A 45-year-old woman has been admitted
to a substance abuse center for her alcoholism. As a first attempt to curb the patient’s drinking, she is given a drug that will lead to an elevation of which one of the following metabolites if she drinks alcohol?
(A) Acetic acid
(B) Acetaldehyde
(C) Ethanol
(D) Carbon dioxide
(E) Carbon monoxide

Answer 34

The answer is B. One treatment for chronic alcoholism is to inhibit the enzyme aldehyde dehy- drogenase, which would lead to the accumulation of acetaldehyde if ethanol has been imbibed. Ethanol metabolism, at the first step, converts ethanol to acetaldehyde (the enzyme is alcohol dehydrogenase).
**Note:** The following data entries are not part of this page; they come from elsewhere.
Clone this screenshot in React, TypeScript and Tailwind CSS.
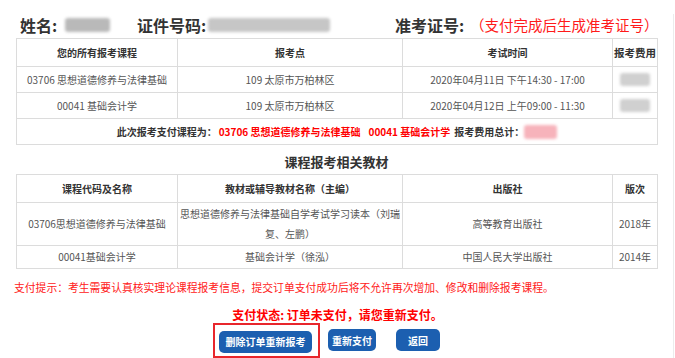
import React from 'react';

const font = { fontFamily: '"Noto Sans CJK SC", "Noto Sans", sans-serif' };

function Blur({ className }: { className: string }) {
  return <div className={`rounded-[3px] blur-[1.5px] ${className}`} />;
}

const courses = [
  { name: '03706 思想道德修养与法律基础', place: '109 太原市万柏林区', time: '2020年04月11日 下午14:30 - 17:00' },
  { name: '00041 基础会计学', place: '109 太原市万柏林区', time: '2020年04月12日 上午09:00 - 11:30' },
];

const books = [
  { code: '03706思想道德修养与法律基础', book: '思想道德修养与法律基础自学考试学习读本（刘瑞复、左鹏）', press: '高等教育出版社', ed: '2018年', h: 'h-[43px]' },
  { code: '00041基础会计学', book: '基础会计学（徐泓）', press: '中国人民大学出版社', ed: '2014年', h: 'h-[23px]' },
];

export default function App() {
  const cell = 'border border-[#dcdcdc] text-center align-middle p-0 leading-[16px]';
  return (
    <div className="w-[675px] h-[358px] overflow-hidden bg-white" style={font}>
      <div className="w-[674px] h-[356px] border-r border-b border-[#ececec]">
        {/* top info line */}
        <div className="flex items-center h-[22px] mt-[14px] pl-[20px] text-[16px] font-bold text-[#333]">
          <span className="w-[45px]">姓名:</span>
          <Blur className="w-[45px] h-[14px] bg-[#b9b9b9]" />
          <span className="ml-[27px] w-[71px]">证件号码:</span>
          <Blur className="w-[122px] h-[14px] bg-[#c6c6c6]" />
          <span className="ml-[65px] w-[75px]">准考证号:</span>
          <span className="text-[14.5px] font-normal text-[#ff1a1a]">（支付完成后生成准考证号）</span>
        </div>

        {/* registered courses */}
        <table className="mt-[2px] ml-[16px] w-[641px] table-fixed border-collapse text-[10px] text-[#555]">
          <colgroup>
            <col className="w-[161px]" />
            <col className="w-[225px]" />
            <col className="w-[210px]" />
            <col className="w-[45px]" />
          </colgroup>
          <thead>
            <tr className="h-[28px] font-bold text-[#333]">
              <td className={cell}>您的所有报考课程</td>
              <td className={cell}>报考点</td>
              <td className={cell}>考试时间</td>
              <td className={`${cell} whitespace-nowrap text-[10.5px]`}>报考费用</td>
            </tr>
          </thead>
          <tbody>
            {courses.map((c) => (
              <tr key={c.name} className="h-[26px]">
                <td className={cell}>{c.name}</td>
                <td className={cell}>{c.place}</td>
                <td className={cell}>{c.time}</td>
                <td className={cell}>
                  <div className="flex justify-center">
                    <Blur className="w-[30px] h-[13px] bg-[#d0d0d0]" />
                  </div>
                </td>
              </tr>
            ))}
            <tr className="h-[26px]">
              <td colSpan={4} className={cell}>
                <div className="flex items-center justify-center font-bold">
                  <span className="text-[#333]">此次报考支付课程为：</span>
                  <span className="ml-[2px] text-[#ff0000]">03706 思想道德修养与法律基础</span>
                  <span className="ml-[8px] text-[#ff0000]">00041 基础会计学</span>
                  <span className="ml-[4px] text-[#333]">报考费用总计：</span>
                  <Blur className="w-[33px] h-[14px] bg-[#f7b3bb]" />
                </div>
              </td>
            </tr>
          </tbody>
        </table>

        <div className="h-[29px] flex items-center justify-center pt-[4px] text-[13px] font-bold text-[#333]">
          课程报考相关教材
        </div>

        {/* textbooks */}
        <table className="ml-[16px] w-[641px] table-fixed border-collapse text-[10px] text-[#555]">
          <colgroup>
            <col className="w-[161px]" />
            <col className="w-[225px]" />
            <col className="w-[210px]" />
            <col className="w-[45px]" />
          </colgroup>
          <thead>
            <tr className="h-[28px] font-bold text-[#333]">
              <td className={cell}>课程代码及名称</td>
              <td className={cell}>教材或辅导教材名称（主编）</td>
              <td className={cell}>出版社</td>
              <td className={cell}>版次</td>
            </tr>
          </thead>
          <tbody>
            {books.map((b) => (
              <tr key={b.code} className={b.h}>
                <td className={cell}>{b.code}</td>
                <td className={`${cell} leading-[20px]`}>{b.book}</td>
                <td className={cell}>{b.press}</td>
                <td className={cell}>{b.ed}</td>
              </tr>
            ))}
          </tbody>
        </table>

        <p className="mt-[11px] pl-[14px] text-[10.8px] leading-[14px] text-[#ff2020]">
          支付提示：考生需要认真核实理论课程报考信息，提交订单支付成功后将不允许再次增加、修改和删除报考课程。
        </p>

        <p className="mt-[14px] text-center text-[12px] leading-[14px] font-bold text-[#ff0000] pl-[2px]">
          支付状态: 订单未支付，请您重新支付。
        </p>

        <div className="flex items-center mt-[1px] pl-[213px]">
          <div className="border-2 border-[#e8262c] pl-[4px] pr-[6px] pt-[2px] pb-[3px]">
            <button type="button" className="w-[93px] h-[22px] rounded-[5px] bg-[#1c5fb0] text-[10px] font-bold text-white">
              删除订单重新报考
            </button>
          </div>
          <button type="button" className="ml-[8px] w-[48px] h-[22px] rounded-[5px] bg-[#1c5fb0] text-[10px] font-bold text-white">
            重新支付
          </button>
          <button type="button" className="ml-[20px] w-[44px] h-[22px] rounded-[5px] bg-[#1c5fb0] text-[10px] font-bold text-white">
            返回
          </button>
        </div>
      </div>
    </div>
  );
}
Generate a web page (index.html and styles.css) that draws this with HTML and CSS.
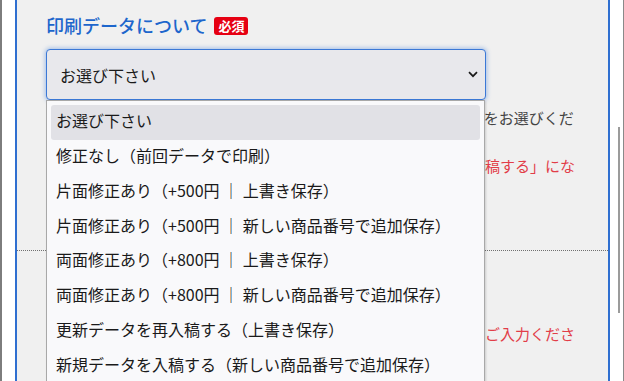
FILE: index.html
```html
<!DOCTYPE html>
<html lang="ja">
<head>
<meta charset="utf-8">
<title>印刷データについて</title>
<link rel="stylesheet" href="styles.css">
</head>
<body>
<div class="frame">
  <div class="panel">
    <section class="field">
      <h2 class="label">印刷データについて<span class="badge">必須</span></h2>
      <div class="select-wrap">
        <div class="select">
          <span>お選び下さい</span>
          <svg class="chevron" width="10" height="7" viewBox="0 0 10 7"><path d="M1 1.2 L5 5.2 L9 1.2" fill="none" stroke="#1a1a1a" stroke-width="1.7"/></svg>
        </div>
        <ul class="listbox">
          <li class="option selected">お選び下さい</li>
          <li class="option">修正なし（前回データで印刷）</li>
          <li class="option">片面修正あり（+500円 ｜ 上書き保存）</li>
          <li class="option">片面修正あり（+500円 ｜ 新しい商品番号で追加保存）</li>
          <li class="option">両面修正あり（+800円 ｜ 上書き保存）</li>
          <li class="option">両面修正あり（+800円 ｜ 新しい商品番号で追加保存）</li>
          <li class="option">更新データを再入稿する（上書き保存）</li>
          <li class="option">新規データを入稿する（新しい商品番号で追加保存）</li>
        </ul>
      </div>
      <p class="note first">ご注文の商品について、前回の印刷データの修正有無と保存方法をお選びください。</p>
      <p class="note red">※修正する時は「更新データを再入稿する」か「新規データを入稿する」になります。</p>
    </section>
    <hr class="divider">
    <section class="field">
      <h2 class="label">備考</h2>
      <p class="note red second">※ご要望や修正内容などがございましたら、こちらの備考欄にてご入力ください。</p>
    </section>
  </div>
  <div class="scroll-thumb"></div>
</div>
</body>
</html>
```
FILE: styles.css
```css
html, body {
  margin: 0;
  padding: 0;
  background: #ffffff;
  overflow: hidden;
}
body {
  font-family: "Noto Sans CJK JP", "Noto Sans", sans-serif;
  text-autospace: no-autospace;
  text-spacing-trim: space-all;
}
.frame {
  position: relative;
  display: flex;
  box-sizing: border-box;
  width: 624px;
  height: 381px;
  border-left: 2px solid #7d7d7d;
  border-right: 1px solid #8a8a8a;
  padding: 0 13px;
  background: #ffffff;
  overflow: hidden;
}
.panel {
  flex: 1;
  background: #f0f0f0;
  border-left: 2px solid #2f6fd0;
  border-right: 2px solid #2f6fd0;
}
.field {
  padding: 12px 29px 0;
}
.label {
  display: flex;
  align-items: center;
  margin: 0;
  font-size: 18px;
  line-height: 27px;
  font-weight: 500;
  color: #1d66cc;
}
.badge {
  display: inline-block;
  margin-left: 7px;
  padding: 0 4px;
  height: 18px;
  line-height: 18px;
  border-radius: 3px;
  background: #e60012;
  color: #ffffff;
  font-size: 13px;
  font-weight: 700;
}
.select-wrap {
  position: relative;
  width: 440px;
  margin-top: 10px;
}
.select {
  display: flex;
  align-items: center;
  justify-content: space-between;
  box-sizing: border-box;
  height: 51px;
  padding: 0 7px 0 13px;
  border: 1px solid #3b78d6;
  border-radius: 4px;
  background: #e8e8ec;
  color: #1a1a1a;
  font-size: 16px;
  box-shadow: 0 0 4px 1px rgba(70, 130, 220, 0.45);
}
.listbox {
  position: absolute;
  top: 100%;
  left: 0;
  z-index: 5;
  box-sizing: border-box;
  width: 439px;
  margin: 0;
  padding: 4px;
  list-style: none;
  background: #f9f9fb;
  border: 1px solid #a8a8a8;
  box-shadow: 1px 1px 2px rgba(0, 0, 0, 0.15);
}
.option {
  display: flex;
  align-items: center;
  box-sizing: border-box;
  height: 34.75px;
  padding: 0 5px 4px;
  border-radius: 3px;
  color: #1a1a1a;
  font-size: 16px;
  white-space: nowrap;
}
.option.selected {
  background: #e1e1e6;
}
.note {
  width: 525px;
  margin: 0;
  padding-left: 4px;
  font-size: 15px;
  line-height: 24px;
  color: #444444;
}
.note.first {
  margin-top: 6px;
}
.note.red {
  color: #e23d48;
}
.note.second {
  margin-top: 32px;
}
.divider {
  height: 0;
  margin: 48px 0 0;
  border: 0;
  border-top: 1px dotted #707070;
}
.scroll-thumb {
  position: absolute;
  top: 127px;
  right: 3px;
  width: 2px;
  height: 186px;
  background: #9b9b9b;
}
```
Aldehyde dehydrogenase then converts the acetaldehyde to acetic acid, which is eventually converted to acetyl-CoA. The accumulation of acetaldehyde is what initiates the symptoms associated with a hangover, such as headache and nausea. The theory behind the treatment is that if the individual drinks alcohol while on the drug, the buildup of acetaldehyde will make the person feel very uncomfortable, and will lead to a reduction, or cessation, of drinking alcohol. Inhibiting aldehyde dehydrogenase will not lead to elevations of acetic acid, or ethanol, carbon dioxide, or carbon monoxide.

Question 35

A 23-year-old male presents to the ER with a fracture of his humerus, sustained in what appeared to be a minor fall. He has a history of multiple fractures after a seemingly minor trauma. He also has “sky blue” sclera and an aortic regurg murmur. His underlying problem is most likely due to a mutation in which one of the following proteins?
(A) Fibrillin
(B) Type 1 collagen
(C) Type IV collagen
(D) α1-Antitrypsin
(E) β-Myosin heavy chain

Answer 35

The answer is B. The patient is exhibiting the signs of osteogenesis imperfecta, brittle bones, as exemplified by various mutations in type 1 collagen, the building blocks of the bones. The aortic regurgitation murmur is also due to a lack of type 1 collagen in the extracellular matrix of the aorta. Mutations in fibrillin give rise to Marfan syndrome, which does exhibit long bones, but not brittle or easily broken bones. Marfan syndrome would also be associated with lens dislocation, which is not occurring in this patient. Mutations in type IV collagen would lead to Alport syndrome, not brittle bones, and there is no mention of kidney/urine problems with the patient. A defect in α1-antitrypsin would lead to emphysema (not brittle bones), and a mutation in β-myosin heavy chain would lead to hypertrophic cardiomyopathy, not brittle bones.